> **WHAT YOU HAVE TO DO**
Gather the lines that hold the string "styles".

--- EXTRACTED INFORMATION ---

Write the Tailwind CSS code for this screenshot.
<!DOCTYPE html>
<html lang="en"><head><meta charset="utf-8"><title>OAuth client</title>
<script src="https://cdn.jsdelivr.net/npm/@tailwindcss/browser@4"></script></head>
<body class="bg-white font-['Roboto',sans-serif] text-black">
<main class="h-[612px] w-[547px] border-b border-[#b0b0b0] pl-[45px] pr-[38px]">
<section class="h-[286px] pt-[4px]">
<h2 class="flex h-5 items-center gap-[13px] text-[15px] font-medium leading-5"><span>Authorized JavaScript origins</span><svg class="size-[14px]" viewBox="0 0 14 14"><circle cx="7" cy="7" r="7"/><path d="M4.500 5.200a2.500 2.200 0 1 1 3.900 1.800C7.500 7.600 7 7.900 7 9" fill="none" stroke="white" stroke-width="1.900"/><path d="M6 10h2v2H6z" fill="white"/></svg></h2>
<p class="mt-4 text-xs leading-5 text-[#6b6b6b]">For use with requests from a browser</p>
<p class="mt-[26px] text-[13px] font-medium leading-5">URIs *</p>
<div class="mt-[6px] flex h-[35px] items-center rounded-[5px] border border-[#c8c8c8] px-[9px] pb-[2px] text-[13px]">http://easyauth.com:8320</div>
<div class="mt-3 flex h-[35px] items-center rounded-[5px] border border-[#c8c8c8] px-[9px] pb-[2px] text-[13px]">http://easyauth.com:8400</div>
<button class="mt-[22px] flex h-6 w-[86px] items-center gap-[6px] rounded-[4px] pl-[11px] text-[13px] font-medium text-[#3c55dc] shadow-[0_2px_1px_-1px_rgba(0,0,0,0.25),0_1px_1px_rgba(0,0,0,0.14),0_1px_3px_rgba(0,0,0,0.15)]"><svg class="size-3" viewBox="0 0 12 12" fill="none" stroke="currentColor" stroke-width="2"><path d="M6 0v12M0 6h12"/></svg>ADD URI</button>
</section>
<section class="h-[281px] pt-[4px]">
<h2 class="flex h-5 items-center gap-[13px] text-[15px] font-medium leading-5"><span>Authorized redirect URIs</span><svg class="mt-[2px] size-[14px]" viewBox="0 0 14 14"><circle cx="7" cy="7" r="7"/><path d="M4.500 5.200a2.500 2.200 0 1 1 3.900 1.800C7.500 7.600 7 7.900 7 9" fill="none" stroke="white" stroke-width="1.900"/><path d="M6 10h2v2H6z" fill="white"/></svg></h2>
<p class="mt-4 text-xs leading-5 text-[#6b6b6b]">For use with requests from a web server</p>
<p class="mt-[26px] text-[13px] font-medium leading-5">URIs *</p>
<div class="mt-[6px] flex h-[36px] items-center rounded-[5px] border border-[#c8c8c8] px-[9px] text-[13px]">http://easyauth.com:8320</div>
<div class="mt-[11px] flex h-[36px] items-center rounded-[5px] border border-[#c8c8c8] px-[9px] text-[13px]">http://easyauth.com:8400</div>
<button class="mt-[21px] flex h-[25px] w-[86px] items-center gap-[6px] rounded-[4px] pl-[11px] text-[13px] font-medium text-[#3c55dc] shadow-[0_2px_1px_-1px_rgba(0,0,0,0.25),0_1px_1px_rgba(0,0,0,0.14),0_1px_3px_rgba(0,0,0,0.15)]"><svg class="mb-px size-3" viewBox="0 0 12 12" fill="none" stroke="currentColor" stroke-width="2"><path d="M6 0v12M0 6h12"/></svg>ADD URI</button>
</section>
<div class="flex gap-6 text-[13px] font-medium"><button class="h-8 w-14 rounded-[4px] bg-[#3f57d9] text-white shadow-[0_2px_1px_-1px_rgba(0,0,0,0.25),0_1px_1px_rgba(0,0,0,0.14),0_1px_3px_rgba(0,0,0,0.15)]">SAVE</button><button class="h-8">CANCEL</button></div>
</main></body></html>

---
--- EXTRACTED INFORMATION ---

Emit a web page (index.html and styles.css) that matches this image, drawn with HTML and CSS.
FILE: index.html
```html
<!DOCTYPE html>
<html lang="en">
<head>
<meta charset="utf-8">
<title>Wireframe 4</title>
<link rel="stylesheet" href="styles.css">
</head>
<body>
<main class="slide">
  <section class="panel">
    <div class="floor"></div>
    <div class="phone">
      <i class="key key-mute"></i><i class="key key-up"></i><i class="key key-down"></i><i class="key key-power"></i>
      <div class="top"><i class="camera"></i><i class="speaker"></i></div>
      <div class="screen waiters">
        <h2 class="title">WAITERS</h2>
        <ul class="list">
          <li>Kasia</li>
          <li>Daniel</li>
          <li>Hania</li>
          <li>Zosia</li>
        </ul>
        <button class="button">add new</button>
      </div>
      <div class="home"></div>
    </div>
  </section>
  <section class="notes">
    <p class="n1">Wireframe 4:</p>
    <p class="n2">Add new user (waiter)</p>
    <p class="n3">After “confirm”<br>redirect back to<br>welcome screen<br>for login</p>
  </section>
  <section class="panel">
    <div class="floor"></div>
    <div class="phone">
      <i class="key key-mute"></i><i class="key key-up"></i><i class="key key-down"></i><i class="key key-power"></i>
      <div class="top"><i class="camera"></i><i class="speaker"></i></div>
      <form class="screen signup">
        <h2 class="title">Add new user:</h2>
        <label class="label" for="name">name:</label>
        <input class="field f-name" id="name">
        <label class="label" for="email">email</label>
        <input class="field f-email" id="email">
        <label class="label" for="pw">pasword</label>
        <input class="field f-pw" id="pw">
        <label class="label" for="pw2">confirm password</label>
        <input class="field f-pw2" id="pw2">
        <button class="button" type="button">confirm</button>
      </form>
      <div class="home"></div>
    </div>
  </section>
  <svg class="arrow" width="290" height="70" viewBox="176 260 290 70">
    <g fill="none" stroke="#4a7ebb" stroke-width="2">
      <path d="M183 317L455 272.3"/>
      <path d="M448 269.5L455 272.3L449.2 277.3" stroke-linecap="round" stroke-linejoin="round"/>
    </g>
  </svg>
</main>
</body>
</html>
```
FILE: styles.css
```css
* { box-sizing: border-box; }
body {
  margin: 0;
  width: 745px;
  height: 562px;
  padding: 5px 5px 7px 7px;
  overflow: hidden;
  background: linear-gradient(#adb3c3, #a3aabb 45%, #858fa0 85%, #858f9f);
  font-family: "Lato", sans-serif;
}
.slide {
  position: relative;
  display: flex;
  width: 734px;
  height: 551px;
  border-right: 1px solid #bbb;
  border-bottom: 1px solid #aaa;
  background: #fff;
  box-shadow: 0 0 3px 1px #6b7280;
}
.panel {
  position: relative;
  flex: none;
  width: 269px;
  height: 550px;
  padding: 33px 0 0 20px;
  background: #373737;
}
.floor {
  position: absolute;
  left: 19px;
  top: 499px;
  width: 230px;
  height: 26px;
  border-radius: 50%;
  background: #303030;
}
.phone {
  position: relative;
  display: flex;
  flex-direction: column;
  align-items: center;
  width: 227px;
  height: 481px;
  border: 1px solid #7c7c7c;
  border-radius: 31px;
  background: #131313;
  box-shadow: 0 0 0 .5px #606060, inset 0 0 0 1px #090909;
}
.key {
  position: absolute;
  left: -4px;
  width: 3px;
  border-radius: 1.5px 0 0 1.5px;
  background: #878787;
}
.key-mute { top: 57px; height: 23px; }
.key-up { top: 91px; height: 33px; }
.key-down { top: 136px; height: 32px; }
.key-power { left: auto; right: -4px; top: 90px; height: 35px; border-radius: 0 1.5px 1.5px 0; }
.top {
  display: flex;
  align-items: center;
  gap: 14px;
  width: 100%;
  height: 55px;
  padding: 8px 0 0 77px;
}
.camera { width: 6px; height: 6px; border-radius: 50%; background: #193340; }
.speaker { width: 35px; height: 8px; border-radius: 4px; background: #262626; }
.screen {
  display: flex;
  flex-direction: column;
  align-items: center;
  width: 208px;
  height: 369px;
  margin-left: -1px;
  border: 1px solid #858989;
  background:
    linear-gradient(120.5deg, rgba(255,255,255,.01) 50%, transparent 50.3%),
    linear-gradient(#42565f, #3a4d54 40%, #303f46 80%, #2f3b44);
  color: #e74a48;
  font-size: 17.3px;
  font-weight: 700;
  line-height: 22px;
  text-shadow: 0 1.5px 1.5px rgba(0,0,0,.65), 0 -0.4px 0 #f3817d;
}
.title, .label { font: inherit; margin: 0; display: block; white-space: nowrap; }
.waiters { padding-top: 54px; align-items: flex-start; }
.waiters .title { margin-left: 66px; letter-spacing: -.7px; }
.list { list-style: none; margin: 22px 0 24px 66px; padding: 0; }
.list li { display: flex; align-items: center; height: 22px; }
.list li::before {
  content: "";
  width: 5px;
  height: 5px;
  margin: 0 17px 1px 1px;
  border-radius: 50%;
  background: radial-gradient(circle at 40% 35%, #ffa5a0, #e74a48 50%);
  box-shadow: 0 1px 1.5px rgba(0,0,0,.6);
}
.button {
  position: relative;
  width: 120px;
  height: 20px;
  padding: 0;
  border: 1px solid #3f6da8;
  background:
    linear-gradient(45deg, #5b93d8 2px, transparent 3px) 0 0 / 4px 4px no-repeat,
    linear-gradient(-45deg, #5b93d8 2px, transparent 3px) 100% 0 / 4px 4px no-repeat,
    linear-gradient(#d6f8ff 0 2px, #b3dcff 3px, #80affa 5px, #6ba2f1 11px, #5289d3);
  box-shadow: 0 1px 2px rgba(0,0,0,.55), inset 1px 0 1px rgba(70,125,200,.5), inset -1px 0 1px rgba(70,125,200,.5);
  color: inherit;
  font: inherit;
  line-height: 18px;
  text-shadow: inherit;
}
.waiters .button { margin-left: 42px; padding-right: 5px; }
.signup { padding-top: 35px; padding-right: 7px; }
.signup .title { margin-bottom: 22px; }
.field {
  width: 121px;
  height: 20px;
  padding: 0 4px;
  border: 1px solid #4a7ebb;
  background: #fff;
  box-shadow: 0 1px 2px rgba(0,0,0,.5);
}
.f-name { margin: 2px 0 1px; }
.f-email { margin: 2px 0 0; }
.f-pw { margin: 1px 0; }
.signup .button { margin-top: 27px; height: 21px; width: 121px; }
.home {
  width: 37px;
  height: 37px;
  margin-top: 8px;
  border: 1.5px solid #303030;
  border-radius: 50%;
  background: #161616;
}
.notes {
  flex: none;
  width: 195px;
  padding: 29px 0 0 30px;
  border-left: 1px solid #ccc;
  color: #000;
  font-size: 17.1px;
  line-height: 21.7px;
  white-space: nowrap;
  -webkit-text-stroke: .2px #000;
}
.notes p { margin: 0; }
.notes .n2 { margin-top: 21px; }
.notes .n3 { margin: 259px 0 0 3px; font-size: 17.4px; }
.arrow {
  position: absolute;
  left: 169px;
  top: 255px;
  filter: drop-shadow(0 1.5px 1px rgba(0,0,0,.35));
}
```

---

> **ANSWER TO THE TASK**
Emit a web page (index.html and styles.css) that matches this image, drawn with HTML and CSS.
<link rel="stylesheet" href="styles.css">
FILE: styles.css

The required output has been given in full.